**Task instructions:** Write out the full listing exactly as given, minus the images.

**Data section:**
....
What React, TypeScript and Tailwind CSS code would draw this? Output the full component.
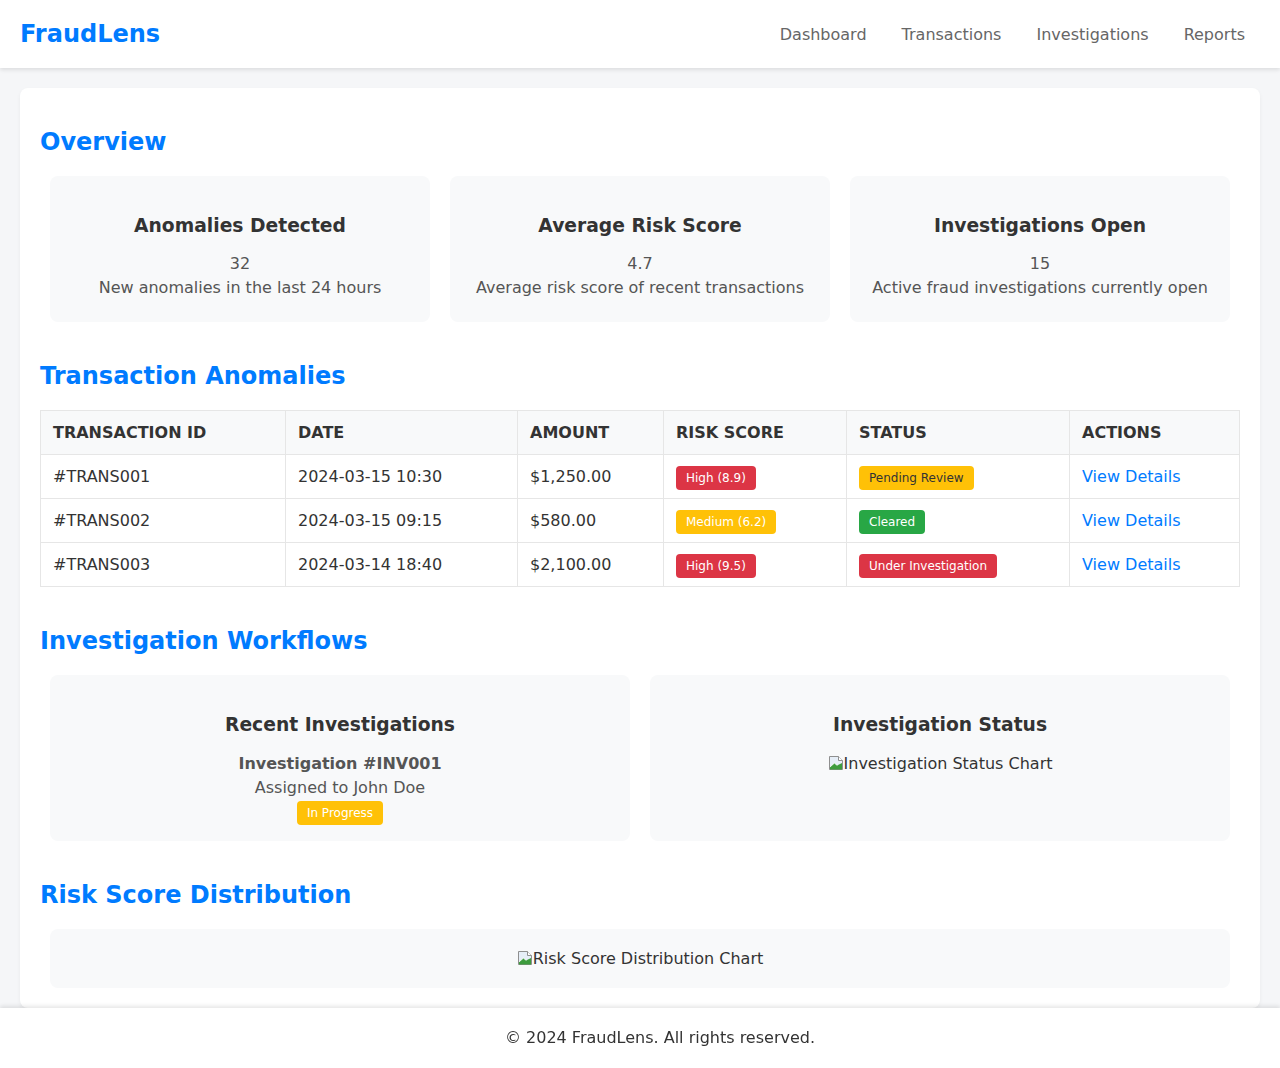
import React from "react";

function BrokenImage() {
  return (
    <svg width="16" height="16" viewBox="0 0 16 16" className="inline-block shrink-0">
      <path d="M1.5 1.5h9l4 4v9h-13z" fill="#e6eef7" stroke="#8f8f8f" />
      <path d="M2 14.5V12l4.5-4 2.5 2.5L14 8v6.5z" fill="#3d9c3d" />
      <path d="M2 12l4.5-4 2.5 2.5" fill="none" stroke="#ffffff" strokeWidth="0.8" />
      <path d="M10.5 1.5v4h4" fill="#ffffff" stroke="#8f8f8f" />
    </svg>
  );
}

function StatCard({ title, value, desc }: { title: string; value: string; desc: string }) {
  return (
    <div className="bg-[#f8f9fa] rounded-[8px] p-[20px] text-center flex flex-col">
      <h3 className="mt-[18.72px] text-[18.72px] font-bold text-[#333]">{title}</h3>
      <p className="mt-[18.72px] text-[16px] text-[#555]">{value}</p>
      <p className="mt-[5px] mb-[5px] text-[16px] text-[#555]">{desc}</p>
    </div>
  );
}

function SectionTitle({ children }: { children: React.ReactNode }) {
  return <h2 className="mt-[20px] mb-[20px] text-[24px] font-bold text-[#007bff]">{children}</h2>;
}

const rows = [
  {
    id: "#TRANS001",
    date: "2024-03-15 10:30",
    amount: "$1,250.00",
    risk: "High (8.9)",
    riskCls: "bg-[#dc3545] text-white",
    status: "Pending Review",
    statusCls: "bg-[#ffc107] text-[#333]",
  },
  {
    id: "#TRANS002",
    date: "2024-03-15 09:15",
    amount: "$580.00",
    risk: "Medium (6.2)",
    riskCls: "bg-[#ffc107] text-white",
    status: "Cleared",
    statusCls: "bg-[#28a745] text-white",
  },
  {
    id: "#TRANS003",
    date: "2024-03-14 18:40",
    amount: "$2,100.00",
    risk: "High (9.5)",
    riskCls: "bg-[#dc3545] text-white",
    status: "Under Investigation",
    statusCls: "bg-[#dc3545] text-white",
  },
];

export default function App() {
  const th = "border border-[#e6e6e6] px-[12px] py-[12px] text-left font-bold uppercase text-[#333]";
  const td = "border border-[#e6e6e6] px-[12px] py-[12px] text-left text-[#333]";
  const badge = "px-[10px] py-[5px] text-[12px] rounded-[4px]";
  return (
    <div className="min-h-screen bg-[#f5f6f8] font-['DejaVu_Sans',sans-serif] leading-[normal] text-[16px] text-[#333]">
      <header className="relative h-[68px] bg-white shadow-[0_2px_4px_rgba(0,0,0,0.1)] flex items-center justify-between pl-[20px] pr-[35px]">
        <div className="text-[24px] font-bold text-[#007bff]">FraudLens</div>
        <nav className="flex gap-[35px] text-[16px] text-[#666]">
          <a>Dashboard</a>
          <a>Transactions</a>
          <a>Investigations</a>
          <a>Reports</a>
        </nav>
      </header>

      <main className="p-[20px] pb-[80px]">
        <div className="bg-white rounded-[8px] shadow-[0_2px_4px_rgba(0,0,0,0.05)] p-[20px] flex flex-col">
          <section className="flex flex-col mb-[20px]">
            <SectionTitle>Overview</SectionTitle>
            <div className="grid grid-cols-3 gap-[20px] mx-[10px]">
              <StatCard title="Anomalies Detected" value="32" desc="New anomalies in the last 24 hours" />
              <StatCard title="Average Risk Score" value="4.7" desc="Average risk score of recent transactions" />
              <StatCard title="Investigations Open" value="15" desc="Active fraud investigations currently open" />
            </div>
          </section>

          <section className="flex flex-col mb-[20px]">
            <SectionTitle>Transaction Anomalies</SectionTitle>
            <table className="w-full border-collapse table-fixed">
              <colgroup>
                <col className="w-[245px]" />
                <col className="w-[232px]" />
                <col className="w-[146px]" />
                <col className="w-[183px]" />
                <col className="w-[223px]" />
                <col className="w-[170px]" />
              </colgroup>
              <thead>
                <tr className="bg-[#f8f9fa]">
                  <th className={th}>Transaction ID</th>
                  <th className={th}>Date</th>
                  <th className={th}>Amount</th>
                  <th className={th}>Risk Score</th>
                  <th className={th}>Status</th>
                  <th className={th}>Actions</th>
                </tr>
              </thead>
              <tbody>
                {rows.map((r) => (
                  <tr key={r.id}>
                    <td className={td}>{r.id}</td>
                    <td className={td}>{r.date}</td>
                    <td className={td}>{r.amount}</td>
                    <td className={td}>
                      <span className={`${badge} ${r.riskCls}`}>{r.risk}</span>
                    </td>
                    <td className={td}>
                      <span className={`${badge} ${r.statusCls}`}>{r.status}</span>
                    </td>
                    <td className={td}>
                      <a className="text-[#007bff]">View Details</a>
                    </td>
                  </tr>
                ))}
              </tbody>
            </table>
          </section>

          <section className="flex flex-col mb-[20px]">
            <SectionTitle>Investigation Workflows</SectionTitle>
            <div className="grid grid-cols-2 gap-[20px] mx-[10px]">
              <div className="bg-[#f8f9fa] rounded-[8px] p-[20px] text-center flex flex-col">
                <h3 className="mt-[18.72px] text-[18.72px] font-bold text-[#333]">Recent Investigations</h3>
                <p className="mt-[18.72px] font-bold text-[#555]">Investigation #INV001</p>
                <p className="mt-[5px] text-[#555]">Assigned to John Doe</p>
                <div className="mt-[5px]">
                  <span className={`${badge} bg-[#ffc107] text-white`}>In Progress</span>
                </div>
              </div>
              <div className="bg-[#f8f9fa] rounded-[8px] p-[20px] text-center flex flex-col">
                <h3 className="mt-[18.72px] text-[18.72px] font-bold text-[#333]">Investigation Status</h3>
                <div className="mt-[18.72px] flex items-center justify-center text-[#333]">
                  <BrokenImage />
                  <span>Investigation Status Chart</span>
                </div>
              </div>
            </div>
          </section>

          <section className="flex flex-col">
            <SectionTitle>Risk Score Distribution</SectionTitle>
            <div className="mx-[10px] bg-[#f8f9fa] rounded-[8px] p-[20px] flex items-center justify-center text-[#333]">
              <BrokenImage />
              <span>Risk Score Distribution Chart</span>
            </div>
          </section>
        </div>
      </main>

      <footer className="fixed bottom-0 inset-x-0 bg-white pl-[40px] py-[20px] leading-[20px] text-center text-[16px] text-[#333] shadow-[0_-2px_4px_rgba(0,0,0,0.1)]">
        © 2024 FraudLens. All rights reserved.
      </footer>
    </div>
  );
}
....
**Exercise solution:**
What React, TypeScript and Tailwind CSS code would draw this? Output the full component.
import React from "react";

function BrokenImage() {
  return (
    <svg width="16" height="16" viewBox="0 0 16 16" className="inline-block shrink-0">
      <path d="M1.5 1.5h9l4 4v9h-13z" fill="#e6eef7" stroke="#8f8f8f" />
      <path d="M2 14.5V12l4.5-4 2.5 2.5L14 8v6.5z" fill="#3d9c3d" />
      <path d="M2 12l4.5-4 2.5 2.5" fill="none" stroke="#ffffff" strokeWidth="0.8" />
      <path d="M10.5 1.5v4h4" fill="#ffffff" stroke="#8f8f8f" />
    </svg>
  );
}

function StatCard({ title, value, desc }: { title: string; value: string; desc: string }) {
  return (
    <div className="bg-[#f8f9fa] rounded-[8px] p-[20px] text-center flex flex-col">
      <h3 className="mt-[18.72px] text-[18.72px] font-bold text-[#333]">{title}</h3>
      <p className="mt-[18.72px] text-[16px] text-[#555]">{value}</p>
      <p className="mt-[5px] mb-[5px] text-[16px] text-[#555]">{desc}</p>
    </div>
  );
}

function SectionTitle({ children }: { children: React.ReactNode }) {
  return <h2 className="mt-[20px] mb-[20px] text-[24px] font-bold text-[#007bff]">{children}</h2>;
}

const rows = [
  {
    id: "#TRANS001",
    date: "2024-03-15 10:30",
    amount: "$1,250.00",
    risk: "High (8.9)",
    riskCls: "bg-[#dc3545] text-white",
    status: "Pending Review",
    statusCls: "bg-[#ffc107] text-[#333]",
  },
  {
    id: "#TRANS002",
    date: "2024-03-15 09:15",
    amount: "$580.00",
    risk: "Medium (6.2)",
    riskCls: "bg-[#ffc107] text-white",
    status: "Cleared",
    statusCls: "bg-[#28a745] text-white",
  },
  {
    id: "#TRANS003",
    date: "2024-03-14 18:40",
    amount: "$2,100.00",
    risk: "High (9.5)",
    riskCls: "bg-[#dc3545] text-white",
    status: "Under Investigation",
    statusCls: "bg-[#dc3545] text-white",
  },
];

export default function App() {
  const th = "border border-[#e6e6e6] px-[12px] py-[12px] text-left font-bold uppercase text-[#333]";
  const td = "border border-[#e6e6e6] px-[12px] py-[12px] text-left text-[#333]";
  const badge = "px-[10px] py-[5px] text-[12px] rounded-[4px]";
  return (
    <div className="min-h-screen bg-[#f5f6f8] font-['DejaVu_Sans',sans-serif] leading-[normal] text-[16px] text-[#333]">
      <header className="relative h-[68px] bg-white shadow-[0_2px_4px_rgba(0,0,0,0.1)] flex items-center justify-between pl-[20px] pr-[35px]">
        <div className="text-[24px] font-bold text-[#007bff]">FraudLens</div>
        <nav className="flex gap-[35px] text-[16px] text-[#666]">
          <a>Dashboard</a>
          <a>Transactions</a>
          <a>Investigations</a>
          <a>Reports</a>
        </nav>
      </header>

      <main className="p-[20px] pb-[80px]">
        <div className="bg-white rounded-[8px] shadow-[0_2px_4px_rgba(0,0,0,0.05)] p-[20px] flex flex-col">
          <section className="flex flex-col mb-[20px]">
            <SectionTitle>Overview</SectionTitle>
            <div className="grid grid-cols-3 gap-[20px] mx-[10px]">
              <StatCard title="Anomalies Detected" value="32" desc="New anomalies in the last 24 hours" />
              <StatCard title="Average Risk Score" value="4.7" desc="Average risk score of recent transactions" />
              <StatCard title="Investigations Open" value="15" desc="Active fraud investigations currently open" />
            </div>
          </section>

          <section className="flex flex-col mb-[20px]">
            <SectionTitle>Transaction Anomalies</SectionTitle>
            <table className="w-full border-collapse table-fixed">
              <colgroup>
                <col className="w-[245px]" />
                <col className="w-[232px]" />
                <col className="w-[146px]" />
                <col className="w-[183px]" />
                <col className="w-[223px]" />
                <col className="w-[170px]" />
              </colgroup>
              <thead>
                <tr className="bg-[#f8f9fa]">
                  <th className={th}>Transaction ID</th>
                  <th className={th}>Date</th>
                  <th className={th}>Amount</th>
                  <th className={th}>Risk Score</th>
                  <th className={th}>Status</th>
                  <th className={th}>Actions</th>
                </tr>
              </thead>
              <tbody>
                {rows.map((r) => (
                  <tr key={r.id}>
                    <td className={td}>{r.id}</td>
                    <td className={td}>{r.date}</td>
                    <td className={td}>{r.amount}</td>
                    <td className={td}>
                      <span className={`${badge} ${r.riskCls}`}>{r.risk}</span>
                    </td>
                    <td className={td}>
                      <span className={`${badge} ${r.statusCls}`}>{r.status}</span>
                    </td>
                    <td className={td}>
                      <a className="text-[#007bff]">View Details</a>
                    </td>
                  </tr>
                ))}
              </tbody>
            </table>
          </section>

          <section className="flex flex-col mb-[20px]">
            <SectionTitle>Investigation Workflows</SectionTitle>
            <div className="grid grid-cols-2 gap-[20px] mx-[10px]">
              <div className="bg-[#f8f9fa] rounded-[8px] p-[20px] text-center flex flex-col">
                <h3 className="mt-[18.72px] text-[18.72px] font-bold text-[#333]">Recent Investigations</h3>
                <p className="mt-[18.72px] font-bold text-[#555]">Investigation #INV001</p>
                <p className="mt-[5px] text-[#555]">Assigned to John Doe</p>
                <div className="mt-[5px]">
                  <span className={`${badge} bg-[#ffc107] text-white`}>In Progress</span>
                </div>
              </div>
              <div className="bg-[#f8f9fa] rounded-[8px] p-[20px] text-center flex flex-col">
                <h3 className="mt-[18.72px] text-[18.72px] font-bold text-[#333]">Investigation Status</h3>
                <div className="mt-[18.72px] flex items-center justify-center text-[#333]">
                  <BrokenImage />
                  <span>Investigation Status Chart</span>
                </div>
              </div>
            </div>
          </section>

          <section className="flex flex-col">
            <SectionTitle>Risk Score Distribution</SectionTitle>
            <div className="mx-[10px] bg-[#f8f9fa] rounded-[8px] p-[20px] flex items-center justify-center text-[#333]">
              <BrokenImage />
              <span>Risk Score Distribution Chart</span>
            </div>
          </section>
        </div>
      </main>

      <footer className="fixed bottom-0 inset-x-0 bg-white pl-[40px] py-[20px] leading-[20px] text-center text-[16px] text-[#333] shadow-[0_-2px_4px_rgba(0,0,0,0.1)]">
        © 2024 FraudLens. All rights reserved.
      </footer>
    </div>
  );
}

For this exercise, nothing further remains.